I have been a pastor since 1983, having been a police officer for 14 years before that. In 1993 I came as pastor to Christ Reformation Church in Tillamook, Oregon. We livestream weekly Bible studies and sermons, and write at our online sites:

  • unholycharade.com
  • lightfordarktimes.com
  • sermonaudio.com/lfdts
  • facebook.com/Lightfordarktimes
  • Youtube at Light for Dark Times channel

In the early years of my pastoral ministry (really in the first 25 years!), abusive men and women were almost always in the pews. These were people, both men and women, who saw themselves through a mindset of entitlement to power and control. They were the “Diotrephes” (see 3 John) who lusted to be “first” and punished anyone who stood in their way through various abusive tactics.

I did not understand it for many years, but this abuse affected me so deeply that eventually when someone outside my own family was kind to me, it seemed like a foreign, strange thing. I ultimately realized that I had been isolated and robbed of any confidence that other people would want to have a relationship with me. When I finally told someone my story, they affirmed me and then said, “you and your wife are incredibly wounded people.” I still did not understand what he meant at the time, but years later as I researched the topic, those words came back to me and made sense.
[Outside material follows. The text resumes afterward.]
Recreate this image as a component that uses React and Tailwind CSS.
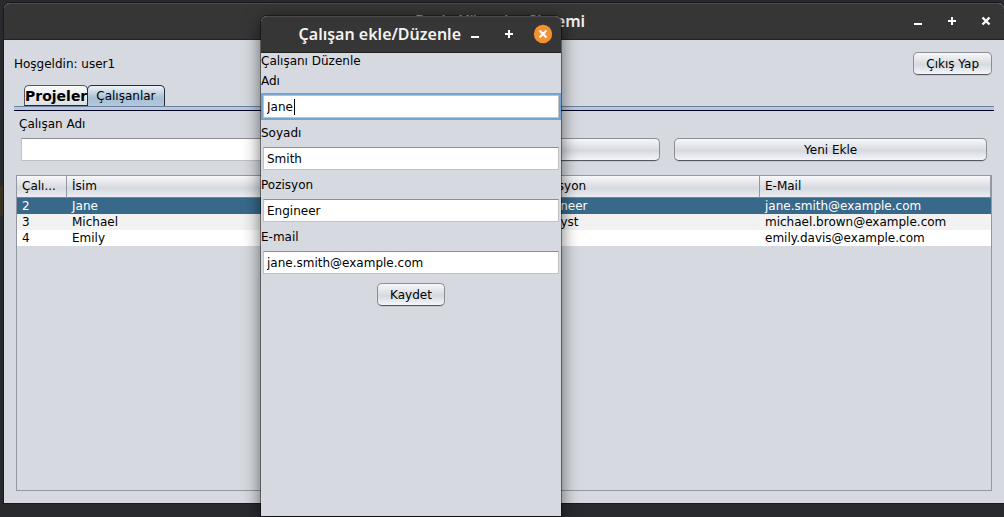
import { useId } from "react";

const rows = [
  { id: 2, name: "Jane", surname: "Smith", position: "Engineer", email: "jane.smith@example.com" },
  { id: 3, name: "Michael", surname: "Brown", position: "Analyst", email: "michael.brown@example.com" },
  { id: 4, name: "Emily", surname: "Davis", position: "HR", email: "emily.davis@example.com" },
];

const rowStyles = ["bg-[#39698a] text-white", "bg-[#f2f2f2]", "bg-white"];

function MinimizeIcon() {
  return (
    <svg viewBox="0 0 20 20" className="size-5" aria-hidden="true">
      <rect x="6" y="12" width="8" height="2" fill="#fff" />
    </svg>
  );
}

function MaximizeIcon() {
  return (
    <svg viewBox="0 0 20 20" className="size-5" aria-hidden="true">
      <path d="M10 6v8M6 10h8" stroke="#fff" strokeWidth="2" fill="none" />
    </svg>
  );
}

function CloseIcon({ active }) {
  return (
    <svg viewBox="0 0 20 20" className="size-5" aria-hidden="true">
      {active && <circle cx="10" cy="10" r="9.2" fill="#f68f2e" />}
      <path d="M6.5 6.5l7 7M13.5 6.5l-7 7" stroke="#fff" strokeWidth="2.4" fill="none" />
    </svg>
  );
}

function TitleBar({ title, active }) {
  return (
    <header className="grid h-[37px] shrink-0 grid-cols-[1fr_auto_1fr] items-center rounded-t-md border-t border-b border-t-[#4a4a4a] border-b-[#222] bg-[#363636] pr-2 pb-px">
      <h1 className="col-start-2 font-['Noto_Sans',sans-serif] text-base leading-6 font-semibold whitespace-nowrap text-[#f2f2f2]">{title}</h1>
      <div className="flex justify-end gap-[14px] pl-1">
        <button type="button" aria-label="Küçült"><MinimizeIcon /></button>
        <button type="button" aria-label="Büyüt"><MaximizeIcon /></button>
        <button type="button" aria-label="Kapat"><CloseIcon active={active} /></button>
      </div>
    </header>
  );
}

function Button({ children }) {
  return (
    <button
      type="button"
      className="h-[23px] rounded-[5px] border border-[#8b8e96] border-b-[#55585f] bg-linear-to-b from-[#f8f8fa] via-[#d6d9df] via-55% to-[#f4f6fc] px-3 whitespace-nowrap shadow-[0_1px_0_#c3c6cc]"
    >
      {children}
    </button>
  );
}

function Field({ label, value, focused }) {
  const id = useId();
  return (
    <div>
      <label htmlFor={id} className="block h-5 leading-5">{label}</label>
      <div className="relative px-[2px] pt-1 pb-[5px]">
        <input
          id={id}
          defaultValue={value}
          className={
            focused
              ? "block h-[23px] w-full border border-[#c0c0c5] bg-white px-[3px] outline-2 outline-[#73a4d1]"
              : "block h-[23px] w-full border border-[#c0c0c5] border-t-[#8d8e93] bg-white px-[3px] outline-none"
          }
        />
        {focused && <span aria-hidden="true" className="absolute top-2 left-[33px] h-4 w-px bg-black" />}
      </div>
    </div>
  );
}

const headerCell =
  "border-r border-b border-r-[#9297a1] border-b-[#7c828c] px-[5px] pb-[2px] text-left font-normal";

export default function App() {
  return (
    <div className="relative h-screen overflow-hidden bg-[#292a2e] bg-[linear-gradient(#3b3220,#3b3220)] bg-[length:4px_30px] bg-[position:0_186px] bg-no-repeat pt-[3px] pb-[14px] pl-1 font-['DejaVu_Sans',sans-serif] text-xs text-black">
      <main className="flex h-full flex-col rounded-t-md bg-[#d6d9df] shadow-[0_0_0_1px_#18191c]">
        <TitleBar title="Proje Yönetim Sistemi" />
        <div className="flex min-h-0 flex-1 flex-col px-[10px] pt-3 pb-3">
          <div className="flex items-center justify-between pr-[2px]">
            <p>Hoşgeldin: user1</p>
            <Button>Çıkış Yap</Button>
          </div>
          <div className="mt-[10px] flex h-[21px] pl-[10px]" role="tablist">
            <button type="button" role="tab" aria-selected="false" className="rounded-t-[5px] border border-[#54575d] border-r-[#1c2f40] border-b-[#1c2f40] bg-linear-to-b from-[#fafafa] to-[#dcdfe5] text-sm leading-5 font-bold">
              Projeler
            </button>
            <button type="button" role="tab" aria-selected="true" className="-ml-px rounded-t-[5px] border border-b-0 border-[#1c2f40] bg-linear-to-b from-[#f0f4f8] via-[#a9bfd2] via-60% to-[#b1c7de] px-2">
              Çalışanlar
            </button>
          </div>
          <div className="h-[5px] shrink-0 border-t border-b border-t-[#70829a] border-b-[#00001c] bg-[#b4cae6]" />
          <section className="flex min-h-0 flex-1 flex-col px-[2px] pt-[3px]" role="tabpanel">
            <label htmlFor="employee-search" className="ml-[3px] h-5 leading-5">Çalışan Adı</label>
            <div className="mt-1 grid grid-cols-3 gap-[14px] px-[5px]">
              <input id="employee-search" className="h-[23px] min-w-0 border border-[#c0c0c5] border-t-[#8d8e93] bg-white px-1" />
              <Button>Ara</Button>
              <Button>Yeni Ekle</Button>
            </div>
            <div className="mt-[14px] min-h-0 flex-1 border border-[#9297a1]">
              <table className="w-full table-fixed border-separate border-spacing-0">
                <thead>
                  <tr className="h-[22px] bg-linear-to-b from-[#f8f8fa] via-[#d6d9df] via-55% to-[#eef0f5]">
                    <th className={`${headerCell} w-[50px]`}>Çalı...</th>
                    <th className={headerCell}>İsim</th>
                    <th className={headerCell}>Soyisim</th>
                    <th className={headerCell}>Pozisyon</th>
                    <th className={headerCell}>E-Mail</th>
                  </tr>
                </thead>
                <tbody>
                  {rows.map((row, i) => (
                    <tr key={row.id} className={rowStyles[i]}>
                      <td className="px-[5px]">{row.id}</td>
                      <td className="px-[5px]">{row.name}</td>
                      <td className="px-[5px]">{row.surname}</td>
                      <td className="px-[5px]">{row.position}</td>
                      <td className="px-[5px]">{row.email}</td>
                    </tr>
                  ))}
                </tbody>
              </table>
            </div>
          </section>
        </div>
      </main>

      <div
        role="dialog"
        aria-label="Çalışan ekle/Düzenle"
        className="absolute top-4 bottom-px left-[261px] flex w-[300px] flex-col rounded-t-md bg-[#d6d9df] shadow-[0_0_0_1px_#0006,0_4px_18px_#0009]"
      >
        <TitleBar title="Çalışan ekle/Düzenle" active />
        <form className="flex flex-col" onSubmit={(event) => event.preventDefault()}>
          <p className="h-[18px] leading-4">Çalışanı Düzenle</p>
          <Field label="Adı" value="Jane" focused />
          <Field label="Soyadı" value="Smith" />
          <Field label="Pozisyon" value="Engineer" />
          <Field label="E-mail" value="jane.smith@example.com" />
          <div className="mt-1 flex justify-center"><Button>Kaydet</Button></div>
        </form>
      </div>
    </div>
  );
}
As I learned about the tactics of abusers and their effect on the church, I began to share my insights. Eventually I preached a sermon series about domestic abuse which I originally called, “The Psychology of Sin.” Reactions were mixed, to put it mildly. They ranged from extreme gratification and excitement to anger that I would even mention this subject.

This sermon series was posted online at Sermon Audio, where it remains available to this day. More people heard it than I would have imagined. That series became the foundation for my first book, A Cry for Justice. Three more years of hearing people’s personal testimonies and coming to even greater understanding of the nature and dynamics of abuse and its effects on the victims resulted in a second book, Unholy Charade: Unmasking the Domestic Abuser in the Church.

I have interacted with many abuse victims, their friends and relatives, their pastors and fellow church members (very few pastors want to hear about this subject), and others. Most of these victims are Christians and as such their abusers also claim to be Christians. The favorite chosen facade of these “Christian” abusers is one of pious, saintly, eminent “Christianity.” They cruelly abuse their families day after day behind the scenes and yet show up at church on Sunday playing their chosen roll which I call the “unholy charade.” They are the “poor pitiable victim” of a difficult wife, or the suffering, patient saint, a man of God who is a model of servanthood to others, and so on.

It is my settled conclusion that these “Christian” abusers are the most hard-hearted of any hard-hearted sinners to be found. It would not surprise me at all when we stand before the Lord at the final judgment to learn that these wicked ones were the “Esaus” for whom repentance was impossible, so knowingly did they trample underfoot the blood of Christ (see Hebrews 6:4ff, 12:15-17).

As I have worked to expose abusers and validate their victims, there have been many attacks – mostly from within the visible church. But in over 38 years now of pastoral ministry I have never experienced anyone more grateful or enthusiastic than these abuse survivors who have endured so much evil. Evil not only at the hands of their abuser, but in their churches where they should have been able to find help and rescue.

They are disbelieved, discounted, their abuse minimized, while their abuser is enabled, considered to be a fellow Christian who has issues that through patience and forgiveness and counseling can surely be “fixed.” When victims do not go along with this fiction, they are punished, ostracized, and even ex-communicated from the church.

In the posts on this blog, you will find that I repeat these two points which I consider to be fact and wisdom. Many people bristle when they hear me state them. Here they are:

1.    Abusers never change.

2.    A marriage to an abuser does not need to be fixed. It needs to be ended.

Sound too harsh to you? Do those statements seem to go against everything you have been taught in your church about salvation, forgiveness, repentance, marriage, and divorce? Well, before you click “exit” and walk away, I encourage you to stick with us and read on as we post weekly articles that, I believe, will prove these points and more. Perhaps, just perhaps, we who have been raised in local evangelical churches have not always been taught the truth of Scripture as our teachers claimed.

May the Lord use this ministry and bless it to the ends of exposing the Unholy Charade and setting captives free.